[Task to complete]
Give the number of lines holding the string "styles", and nothing else.

[Data lines]
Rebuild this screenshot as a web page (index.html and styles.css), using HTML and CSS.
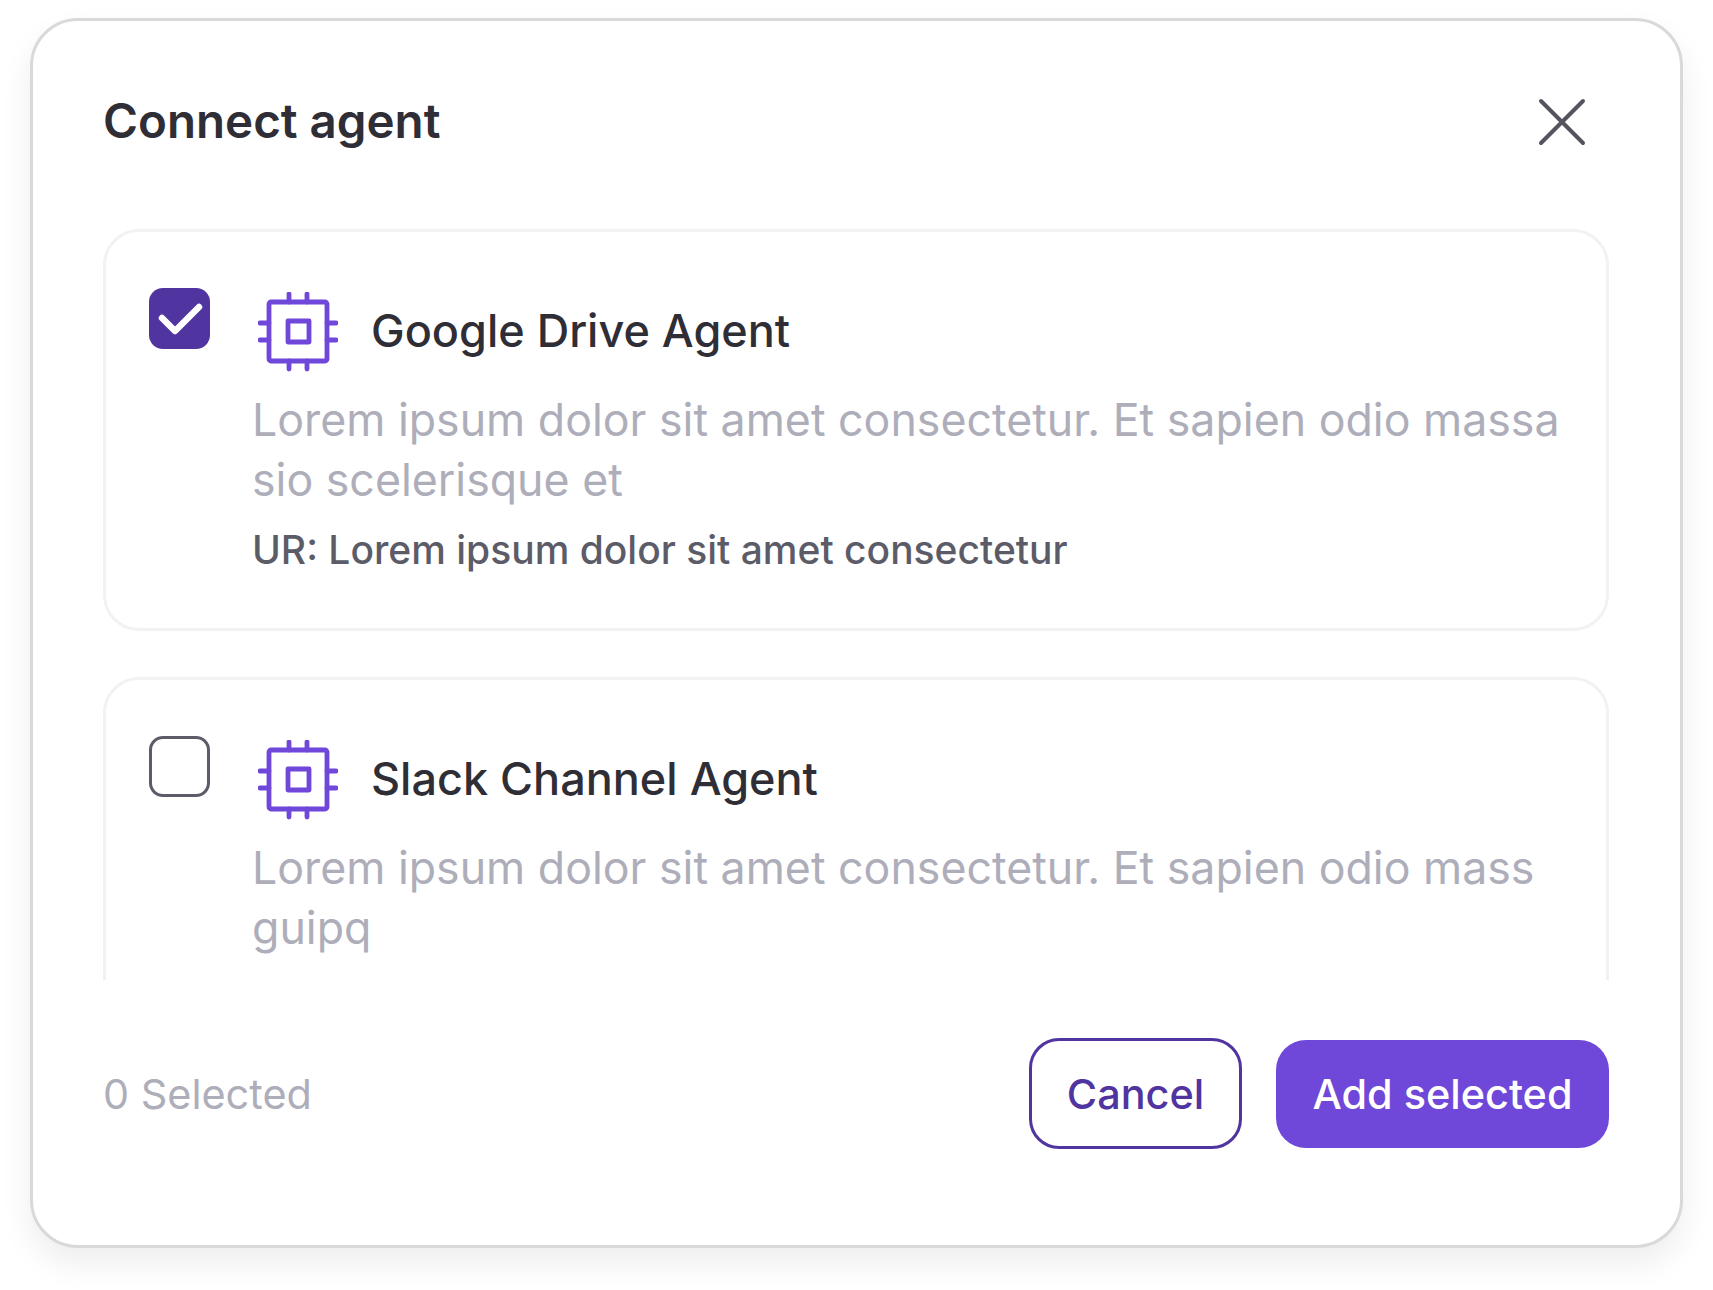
FILE: index.html
```html
<!DOCTYPE html>
<html lang="en">
<head>
    <meta charset="UTF-8">
    <title>Connect agent</title>
    <link rel="stylesheet" href="styles.css">
</head>
<body>
    <div class="modal">
        <div class="modal-header">
            <h1>Connect agent</h1>
            <svg class="close-icon" viewBox="0 0 48 48" fill="none" stroke="#54545e" stroke-width="4" stroke-linecap="round">
                <path d="M3 3L45 45M45 3L3 45"/>
            </svg>
        </div>

        <!-- Agent list, cut off by the footer -->
        <div class="agent-list">
            <div class="agent-card">
                <div class="checkbox checked">
                    <svg viewBox="0 0 61 61" fill="none" stroke="#fff" stroke-width="6.5" stroke-linecap="round" stroke-linejoin="round">
                        <path d="M13 30L26 43L50 19"/>
                    </svg>
                </div>
                <div class="agent-body">
                    <div class="agent-title">
                        <svg class="chip-icon" viewBox="0 0 80 80" fill="none" stroke="#6f47d9" stroke-width="4.8" stroke-linecap="round" stroke-linejoin="round">
                            <rect x="11" y="10" width="58" height="59" rx="2"/>
                            <rect x="30" y="29" width="21" height="21"/>
                            <path d="M31 2V10M49 2V10M31 69V77M49 69V77M2 31H11M2 48H11M69 31H78M69 48H78"/>
                        </svg>
                        <span>Google Drive Agent</span>
                    </div>
                    <p class="agent-desc">Lorem ipsum dolor sit amet consectetur. Et sapien odio massa sio scelerisque et</p>
                    <p class="agent-url">UR: Lorem ipsum dolor sit amet consectetur</p>
                </div>
            </div>

            <div class="agent-card">
                <div class="checkbox"></div>
                <div class="agent-body">
                    <div class="agent-title">
                        <svg class="chip-icon" viewBox="0 0 80 80" fill="none" stroke="#6f47d9" stroke-width="4.8" stroke-linecap="round" stroke-linejoin="round">
                            <rect x="11" y="10" width="58" height="59" rx="2"/>
                            <rect x="30" y="29" width="21" height="21"/>
                            <path d="M31 2V10M49 2V10M31 69V77M49 69V77M2 31H11M2 48H11M69 31H78M69 48H78"/>
                        </svg>
                        <span>Slack Channel Agent</span>
                    </div>
                    <p class="agent-desc">Lorem ipsum dolor sit amet consectetur. Et sapien odio mass guipq</p>
                </div>
            </div>
        </div>

        <div class="modal-footer">
            <span class="selected-count">0 Selected</span>
            <div class="actions">
                <button class="btn btn-outline">Cancel</button>
                <button class="btn btn-primary">Add selected</button>
            </div>
        </div>
    </div>
</body>
</html>
```

FILE: styles.css
```css
body {
    font-family: Inter, "Liberation Sans", sans-serif;
    margin: 0;
    padding: 18px 30px 42px 30px;
    background-color: #fff;
    color: #2f2e36;
}

.modal {
    box-sizing: border-box;
    height: 1230px;
    padding: 0 71px 0 70px;
    background-color: #fff;
    border: 3px solid #d9d9d9;
    border-radius: 48px;
    box-shadow: 0 16px 32px rgba(0, 0, 0, 0.07);
}

/* Header */
.modal-header {
    box-sizing: border-box;
    display: flex;
    justify-content: space-between;
    align-items: center;
    height: 208px;
    padding: 0 23px 10px 0;
}

.modal-header h1 {
    margin: 0;
    font-size: 47.5px;
    font-weight: 600;
}

.close-icon {
    width: 48px;
    height: 48px;
    margin-top: 4px;
}

/* Agent cards */
.agent-list {
    display: flex;
    flex-direction: column;
    gap: 46px;
    height: 751px;
    overflow: hidden;
}

.agent-card {
    flex-shrink: 0;
    box-sizing: border-box;
    height: 402px;
    display: flex;
    gap: 42px;
    padding: 56px 20px 0 43px;
    border: 3px solid #f2f2f3;
    border-radius: 36px;
}

.checkbox {
    box-sizing: border-box;
    flex-shrink: 0;
    width: 61px;
    height: 61px;
    border: 3px solid #5c5c68;
    border-radius: 14px;
}

.checkbox.checked {
    border: none;
    background-color: #50349f;
}

.checkbox svg {
    display: block;
}

.agent-title {
    display: flex;
    align-items: center;
    gap: 33px;
    margin: 4px 0 0 6px;
    font-size: 45px;
    font-weight: 500;
}

.agent-title span {
    margin-bottom: 4px;
}

.chip-icon {
    width: 80px;
    height: 80px;
}

.agent-desc {
    margin: 18px 0 0;
    font-size: 44.7px;
    line-height: 60px;
    color: #aeaeba;
}

.agent-url {
    margin: 16px 0 0;
    font-size: 39px;
    font-weight: 500;
    color: #5c5c68;
}

/* Footer */
.modal-footer {
    display: flex;
    justify-content: space-between;
    align-items: center;
    padding-top: 58px;
}

.selected-count {
    font-size: 41.4px;
    color: #aeaeba;
}

.actions {
    display: flex;
    gap: 34px;
    align-items: center;
}

.btn {
    box-sizing: border-box;
    height: 108px;
    padding: 0;
    font-family: inherit;
    font-size: 41.4px;
    font-weight: 500;
    white-space: nowrap;
    border-radius: 30px;
    cursor: pointer;
}

.btn-outline {
    width: 213px;
    height: 111px;
    color: #50349f;
    background-color: #fff;
    border: 3px solid #50349f;
}

.btn-primary {
    width: 333px;
    color: #fff;
    background-color: #6f47d9;
    border: none;
}
```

[Answer to this task]
3